Lately I find punctuation in poems to be overly determined, to be externally imposed on a reader—a kind of forced assimilation into the writer’s mind and intent.  When I write them, they’re my poems. But when you, dear reader, read them, they’re yours—your voice in your head or aloud, your thoughts and feelings about what they say or try to say. I don’t wish to interfere with that.

I want the reader to feel welcomed into the energy and movement and thought from which the poem was distilled. Maybe the only authority I have is craft. Maybe punctuated poems feel like gravestones—cold and over.

Like virtually all narratives, my answers about punctuation and my poems are stories I tell backwards—assembling what is given into a cohesion. I fundamentally distrust the idea of cause and effect. I don’t believe in story. I feel like all stories, all narratives are like the game of Clue. Mrs. Peacock did it in the library with the candlestick. But in the game nobody does anything—all we’re doing is guessing and trying to tell stories about a mystery.

One day I woke up and wrote a poem without punctuation. And the day before that became the last day (so far) punctuation and I had a conventional relationship. It was in the living room. With a laptop. And somebody had just died.

Why should language be whole and functional in that world? In this?

MT: I also wanted to ask about the form/shape of The Book of Endings. It’s structured as a triptych with sections of poems for the “Left Panel,” “Right Panel,” and “Center Panel.” How a manuscript takes shape can be a mysterious process of trial and error, of intuition and gut feelings. Would you talk about how this book came together?

LH: Ugh. It didn’t come together. Not for a long time. I had enough poems for a book in 2010. I couldn’t order it. I kept writing. One day I threw twenty-seven pages out of the book (sorry, poems!). In the end, I think I threw a whole book of poems out of the book of poems, and I still didn’t know what it was. This is only my second book, but in both cases the books found homes only after I discovered the order. I think the Frost thing—that if you have twenty-four poems, the twenty-fifth is the book—is utterly true, at least for me.

This time the key came partially from the materials themselves (reading a lot of theology), partially from teaching (I was teaching a poetics unit), partially from reading. And of course the shape of a book always comes from a kind of self-honesty—no matter how much you want to avoid thinking about what the book engages with, or want to delude yourself, once I said to myself, well, there are these poems and these and these, and they fall into two groups and the rest are sort of talking back to those two groups—thesis, antithesis, synthesis—it became suddenly easy. Like finding your car keys—they’re always in the last place you look.

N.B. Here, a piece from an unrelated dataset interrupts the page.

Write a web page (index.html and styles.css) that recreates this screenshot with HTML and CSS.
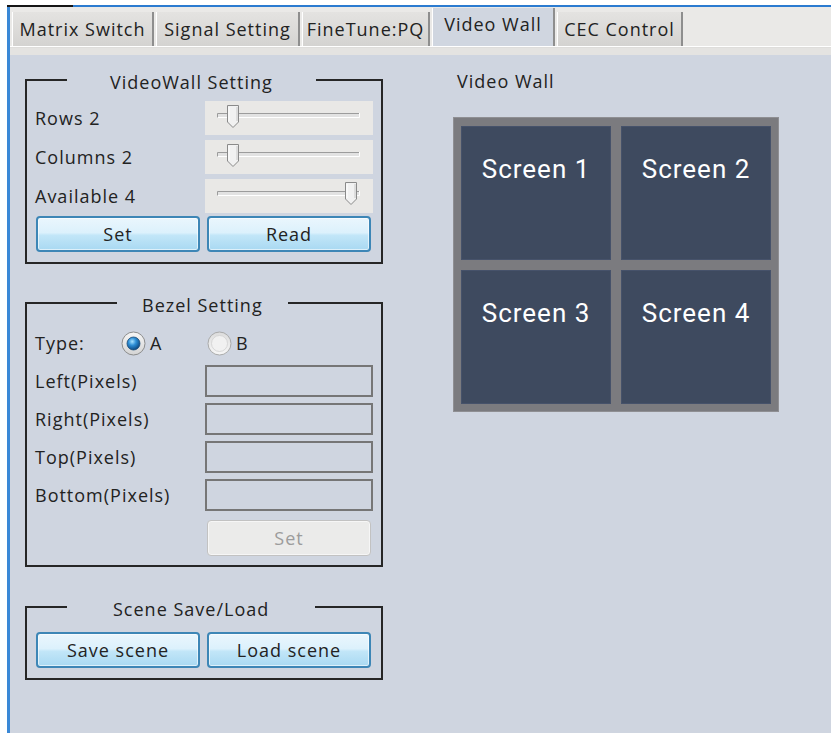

What scares me of course is the lesson: knowing how to order one book, or two, does not mean you know how to order all books, or any book really. But also that is an excitement—I tend to lose interest in things I believe I understand. Not that there are many of those, or any really.

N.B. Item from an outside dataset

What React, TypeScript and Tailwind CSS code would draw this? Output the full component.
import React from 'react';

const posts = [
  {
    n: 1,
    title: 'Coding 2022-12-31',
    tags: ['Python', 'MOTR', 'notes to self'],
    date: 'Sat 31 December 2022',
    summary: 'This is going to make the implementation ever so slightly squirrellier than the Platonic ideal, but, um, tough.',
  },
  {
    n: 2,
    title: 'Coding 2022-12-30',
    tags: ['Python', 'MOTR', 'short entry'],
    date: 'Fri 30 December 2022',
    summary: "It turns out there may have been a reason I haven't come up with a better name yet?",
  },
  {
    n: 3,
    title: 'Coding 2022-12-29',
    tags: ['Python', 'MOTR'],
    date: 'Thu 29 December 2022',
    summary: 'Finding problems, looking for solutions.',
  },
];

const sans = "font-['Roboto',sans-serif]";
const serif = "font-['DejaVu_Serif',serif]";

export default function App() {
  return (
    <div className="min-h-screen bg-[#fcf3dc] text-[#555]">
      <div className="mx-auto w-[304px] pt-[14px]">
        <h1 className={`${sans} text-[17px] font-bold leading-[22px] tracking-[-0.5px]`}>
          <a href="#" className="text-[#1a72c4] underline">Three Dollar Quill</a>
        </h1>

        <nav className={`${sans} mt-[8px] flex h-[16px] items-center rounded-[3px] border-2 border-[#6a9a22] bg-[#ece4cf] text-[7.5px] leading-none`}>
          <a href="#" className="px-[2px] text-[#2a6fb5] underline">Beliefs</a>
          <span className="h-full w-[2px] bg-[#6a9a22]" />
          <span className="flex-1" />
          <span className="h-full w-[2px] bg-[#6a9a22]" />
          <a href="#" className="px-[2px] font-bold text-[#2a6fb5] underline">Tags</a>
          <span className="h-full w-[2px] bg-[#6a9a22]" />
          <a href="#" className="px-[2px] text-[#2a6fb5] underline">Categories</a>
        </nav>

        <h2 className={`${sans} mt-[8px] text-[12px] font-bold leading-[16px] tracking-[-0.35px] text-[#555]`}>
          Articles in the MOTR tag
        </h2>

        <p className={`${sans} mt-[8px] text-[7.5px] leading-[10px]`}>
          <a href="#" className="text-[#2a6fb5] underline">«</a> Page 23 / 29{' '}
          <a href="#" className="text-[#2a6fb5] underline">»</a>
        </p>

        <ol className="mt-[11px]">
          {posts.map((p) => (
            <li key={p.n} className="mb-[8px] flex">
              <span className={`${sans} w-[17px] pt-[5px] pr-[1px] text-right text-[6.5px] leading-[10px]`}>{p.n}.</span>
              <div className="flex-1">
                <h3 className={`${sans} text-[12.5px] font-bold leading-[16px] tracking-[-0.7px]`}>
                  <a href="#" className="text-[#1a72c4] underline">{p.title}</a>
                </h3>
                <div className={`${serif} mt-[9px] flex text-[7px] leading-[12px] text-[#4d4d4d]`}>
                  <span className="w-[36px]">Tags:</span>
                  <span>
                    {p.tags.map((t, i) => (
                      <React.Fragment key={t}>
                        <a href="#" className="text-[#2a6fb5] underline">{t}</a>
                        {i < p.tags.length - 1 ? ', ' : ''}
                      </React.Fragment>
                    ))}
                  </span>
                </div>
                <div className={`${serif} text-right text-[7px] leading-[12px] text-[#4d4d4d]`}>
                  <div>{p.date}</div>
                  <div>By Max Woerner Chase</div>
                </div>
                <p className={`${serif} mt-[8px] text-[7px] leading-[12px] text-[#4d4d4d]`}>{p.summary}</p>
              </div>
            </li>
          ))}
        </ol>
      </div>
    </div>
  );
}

MT: How did your poem “[What I mean]” start? And more generally, how do poems start for you?

LH: I was obsessed with the word fathom. I love etymology. Words mean and mean and mean. I was writing god poems, which was utterly shocking to me—religion has not been on my radar pretty much ever except as a system of knowledge, Linnaean almost, maybe a taxonomy of suffering. I think I wanted to acknowledge that neither the tool (language) nor the tool user have the capacity for telling the truth. Sometimes, if we’re very lucky, we catch a flicker of something. Maybe I wanted to acknowledge that the writer is not ever to be completely trusted, that reading poems is not a spectator sport, that meaning/feeling/thought/idea/beauty—it is all born in transmission between the way I order my poems and the way you read them. I don’t know. Maybe this poem is the ars poetica for the book. It feels conclusive in that way, like it is the poem that maybe instructs how to read the book and its concerns—all graves and embraces and danger. Probably it should have come first in that case, now that I think about it.

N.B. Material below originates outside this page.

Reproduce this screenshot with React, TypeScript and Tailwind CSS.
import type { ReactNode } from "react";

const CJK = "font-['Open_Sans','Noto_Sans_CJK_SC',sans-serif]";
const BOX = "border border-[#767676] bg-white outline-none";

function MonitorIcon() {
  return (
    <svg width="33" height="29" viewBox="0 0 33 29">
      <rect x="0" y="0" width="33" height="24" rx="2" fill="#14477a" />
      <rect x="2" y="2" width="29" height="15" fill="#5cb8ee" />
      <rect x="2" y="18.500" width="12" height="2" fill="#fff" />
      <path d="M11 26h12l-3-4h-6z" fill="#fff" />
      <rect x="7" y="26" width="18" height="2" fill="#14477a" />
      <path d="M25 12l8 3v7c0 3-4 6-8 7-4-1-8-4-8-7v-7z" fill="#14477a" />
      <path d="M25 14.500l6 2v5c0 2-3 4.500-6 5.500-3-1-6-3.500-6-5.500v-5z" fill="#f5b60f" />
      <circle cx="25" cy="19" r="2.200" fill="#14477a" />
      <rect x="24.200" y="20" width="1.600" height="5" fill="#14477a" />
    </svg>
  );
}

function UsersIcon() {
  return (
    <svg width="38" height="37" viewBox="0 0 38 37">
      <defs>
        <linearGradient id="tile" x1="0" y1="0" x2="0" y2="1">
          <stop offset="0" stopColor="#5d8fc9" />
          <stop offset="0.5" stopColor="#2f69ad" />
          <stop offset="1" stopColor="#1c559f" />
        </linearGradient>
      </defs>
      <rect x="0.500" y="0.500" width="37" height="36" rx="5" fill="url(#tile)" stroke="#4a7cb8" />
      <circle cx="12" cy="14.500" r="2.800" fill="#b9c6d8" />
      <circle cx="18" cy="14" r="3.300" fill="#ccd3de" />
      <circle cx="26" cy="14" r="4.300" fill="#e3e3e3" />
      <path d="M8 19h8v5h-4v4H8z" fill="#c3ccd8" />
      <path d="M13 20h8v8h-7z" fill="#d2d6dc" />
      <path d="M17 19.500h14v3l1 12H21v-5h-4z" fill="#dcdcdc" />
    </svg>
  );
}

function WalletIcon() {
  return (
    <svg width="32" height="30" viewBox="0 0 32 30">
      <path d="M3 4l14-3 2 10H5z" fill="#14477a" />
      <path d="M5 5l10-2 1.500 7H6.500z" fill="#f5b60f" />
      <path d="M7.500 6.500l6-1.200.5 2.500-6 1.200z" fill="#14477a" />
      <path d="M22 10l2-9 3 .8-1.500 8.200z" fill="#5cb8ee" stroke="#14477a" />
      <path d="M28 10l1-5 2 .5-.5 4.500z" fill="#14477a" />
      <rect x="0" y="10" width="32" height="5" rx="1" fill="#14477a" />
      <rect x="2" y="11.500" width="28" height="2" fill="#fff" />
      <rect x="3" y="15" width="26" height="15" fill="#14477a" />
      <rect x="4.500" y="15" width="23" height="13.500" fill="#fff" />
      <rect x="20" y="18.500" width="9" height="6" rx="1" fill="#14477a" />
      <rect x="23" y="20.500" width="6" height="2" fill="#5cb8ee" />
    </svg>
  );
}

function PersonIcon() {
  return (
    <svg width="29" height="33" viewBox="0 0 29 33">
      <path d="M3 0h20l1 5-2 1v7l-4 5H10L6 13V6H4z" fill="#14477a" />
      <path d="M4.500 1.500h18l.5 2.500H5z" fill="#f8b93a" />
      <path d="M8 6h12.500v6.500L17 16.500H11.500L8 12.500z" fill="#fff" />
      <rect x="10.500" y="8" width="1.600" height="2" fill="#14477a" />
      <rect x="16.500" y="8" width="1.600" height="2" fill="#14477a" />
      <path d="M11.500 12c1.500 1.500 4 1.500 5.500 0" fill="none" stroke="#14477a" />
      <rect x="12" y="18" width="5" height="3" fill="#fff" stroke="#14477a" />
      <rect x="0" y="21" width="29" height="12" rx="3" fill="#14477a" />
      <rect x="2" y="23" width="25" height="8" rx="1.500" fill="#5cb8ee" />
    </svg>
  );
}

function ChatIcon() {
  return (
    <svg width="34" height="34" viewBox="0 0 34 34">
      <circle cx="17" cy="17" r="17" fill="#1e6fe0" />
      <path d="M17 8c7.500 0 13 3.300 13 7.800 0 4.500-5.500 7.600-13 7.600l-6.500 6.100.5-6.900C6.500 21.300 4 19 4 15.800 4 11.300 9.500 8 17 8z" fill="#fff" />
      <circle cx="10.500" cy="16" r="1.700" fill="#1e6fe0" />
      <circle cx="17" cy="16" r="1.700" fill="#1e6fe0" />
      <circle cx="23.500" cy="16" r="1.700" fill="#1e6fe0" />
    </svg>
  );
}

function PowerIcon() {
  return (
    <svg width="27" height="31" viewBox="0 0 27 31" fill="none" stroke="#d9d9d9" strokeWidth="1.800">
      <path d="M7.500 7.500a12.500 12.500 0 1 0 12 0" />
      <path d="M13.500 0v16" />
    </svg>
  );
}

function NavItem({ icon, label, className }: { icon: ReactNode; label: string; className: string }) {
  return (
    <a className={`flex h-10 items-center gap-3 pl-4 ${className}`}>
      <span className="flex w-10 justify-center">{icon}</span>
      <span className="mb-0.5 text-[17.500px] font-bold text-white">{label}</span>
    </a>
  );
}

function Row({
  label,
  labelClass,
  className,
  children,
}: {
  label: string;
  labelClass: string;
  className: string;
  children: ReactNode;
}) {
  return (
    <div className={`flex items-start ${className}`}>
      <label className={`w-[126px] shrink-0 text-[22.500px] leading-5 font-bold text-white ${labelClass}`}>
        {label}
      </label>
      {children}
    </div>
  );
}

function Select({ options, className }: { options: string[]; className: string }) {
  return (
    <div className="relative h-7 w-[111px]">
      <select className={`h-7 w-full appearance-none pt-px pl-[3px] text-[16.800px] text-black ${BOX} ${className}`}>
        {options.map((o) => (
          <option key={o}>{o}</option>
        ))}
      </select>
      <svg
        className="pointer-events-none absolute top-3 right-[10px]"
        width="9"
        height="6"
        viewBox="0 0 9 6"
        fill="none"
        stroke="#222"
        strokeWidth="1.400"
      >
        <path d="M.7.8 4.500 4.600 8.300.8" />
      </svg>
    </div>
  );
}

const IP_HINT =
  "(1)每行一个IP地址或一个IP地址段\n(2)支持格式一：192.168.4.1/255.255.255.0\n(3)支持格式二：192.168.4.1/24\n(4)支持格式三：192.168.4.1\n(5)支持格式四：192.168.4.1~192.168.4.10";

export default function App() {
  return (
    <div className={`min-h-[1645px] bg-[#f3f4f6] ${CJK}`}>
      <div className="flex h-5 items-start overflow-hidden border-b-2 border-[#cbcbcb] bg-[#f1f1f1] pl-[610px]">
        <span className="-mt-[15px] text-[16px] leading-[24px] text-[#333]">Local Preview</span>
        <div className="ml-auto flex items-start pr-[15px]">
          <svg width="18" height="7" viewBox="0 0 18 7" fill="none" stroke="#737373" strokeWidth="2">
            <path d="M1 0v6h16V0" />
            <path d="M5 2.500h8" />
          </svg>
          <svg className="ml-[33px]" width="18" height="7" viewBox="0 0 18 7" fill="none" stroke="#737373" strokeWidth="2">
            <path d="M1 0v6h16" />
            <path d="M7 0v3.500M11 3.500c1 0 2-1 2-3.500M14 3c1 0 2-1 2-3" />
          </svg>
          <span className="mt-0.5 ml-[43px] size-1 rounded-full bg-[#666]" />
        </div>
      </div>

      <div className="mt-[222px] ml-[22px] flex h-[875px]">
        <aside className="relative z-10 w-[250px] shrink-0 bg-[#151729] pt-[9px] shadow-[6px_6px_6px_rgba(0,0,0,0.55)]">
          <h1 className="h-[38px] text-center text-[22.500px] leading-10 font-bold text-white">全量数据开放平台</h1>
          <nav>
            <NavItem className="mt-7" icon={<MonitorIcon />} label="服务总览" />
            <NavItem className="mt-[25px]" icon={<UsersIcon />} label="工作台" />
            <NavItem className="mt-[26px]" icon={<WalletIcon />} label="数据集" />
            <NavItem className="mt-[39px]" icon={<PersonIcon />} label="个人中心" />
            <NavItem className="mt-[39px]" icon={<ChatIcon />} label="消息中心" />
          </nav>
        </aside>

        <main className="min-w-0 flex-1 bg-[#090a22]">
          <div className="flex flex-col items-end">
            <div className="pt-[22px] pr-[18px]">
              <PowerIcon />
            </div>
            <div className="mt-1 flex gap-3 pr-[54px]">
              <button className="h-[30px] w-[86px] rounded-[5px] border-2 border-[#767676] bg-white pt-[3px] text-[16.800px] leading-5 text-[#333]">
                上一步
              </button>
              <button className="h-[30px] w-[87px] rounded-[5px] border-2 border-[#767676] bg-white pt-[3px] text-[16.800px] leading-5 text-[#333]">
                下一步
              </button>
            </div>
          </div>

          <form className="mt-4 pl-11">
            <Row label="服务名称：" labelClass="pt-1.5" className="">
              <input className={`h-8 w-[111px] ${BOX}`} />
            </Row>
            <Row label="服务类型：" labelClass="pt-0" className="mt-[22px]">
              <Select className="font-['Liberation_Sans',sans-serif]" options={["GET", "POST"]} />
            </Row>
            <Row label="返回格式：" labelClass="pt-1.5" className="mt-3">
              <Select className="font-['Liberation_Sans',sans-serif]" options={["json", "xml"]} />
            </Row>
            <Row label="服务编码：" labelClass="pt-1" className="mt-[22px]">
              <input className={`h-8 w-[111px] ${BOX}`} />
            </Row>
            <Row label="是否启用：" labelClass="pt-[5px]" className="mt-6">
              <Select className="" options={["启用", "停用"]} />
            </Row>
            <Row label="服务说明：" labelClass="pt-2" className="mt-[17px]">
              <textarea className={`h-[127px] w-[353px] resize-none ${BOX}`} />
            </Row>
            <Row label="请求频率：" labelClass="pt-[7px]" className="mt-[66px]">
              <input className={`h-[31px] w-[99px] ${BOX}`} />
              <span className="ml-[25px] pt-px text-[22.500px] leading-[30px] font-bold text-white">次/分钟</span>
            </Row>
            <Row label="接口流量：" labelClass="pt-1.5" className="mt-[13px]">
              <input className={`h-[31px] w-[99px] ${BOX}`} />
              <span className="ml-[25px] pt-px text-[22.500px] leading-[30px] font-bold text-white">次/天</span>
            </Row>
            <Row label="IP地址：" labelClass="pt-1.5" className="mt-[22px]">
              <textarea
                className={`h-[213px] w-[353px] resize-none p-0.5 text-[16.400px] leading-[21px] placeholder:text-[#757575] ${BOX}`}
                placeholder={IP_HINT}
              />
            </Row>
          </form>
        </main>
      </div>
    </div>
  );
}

I used to carry a journal everywhere and I used it and got poems out of those scraps. But recently, my poems mostly originate in being quiet and still at home with a laptop and a stack of books. I have to silence the world and its myriad tasks in order to hear language, so I don’t carry a journal for writing any more.

I do carry two other small journals. One is a collection of poems I’m in the process of memorizing, because I love them. That journal has sixty-four pages. That is my goal—memorize sixty-four pages of poems in addition to the ones I already have. The other journal I carry contains my notes on the kata I’m learning and memorizing for the martial art I study.

MT: What are you working on now?

LH: I’m writing shipwreck poems. And Leviathan poems. At a reading I gave recently, I became aware for the first time just how many references to the ocean and the sea The Book of Endings has. This interest was developing, dare I say it, below the surface, and it has emerged as a bit of an obsession. I’m going to try to spend some time at/on the big water this summer.

I’m also closing in on the first draft of a memoir about my time living in a small house in a small town. It snows a lot. There are bears. It might be my (in)version of Goldilocks in which she goes to live among the bears and try out their lives.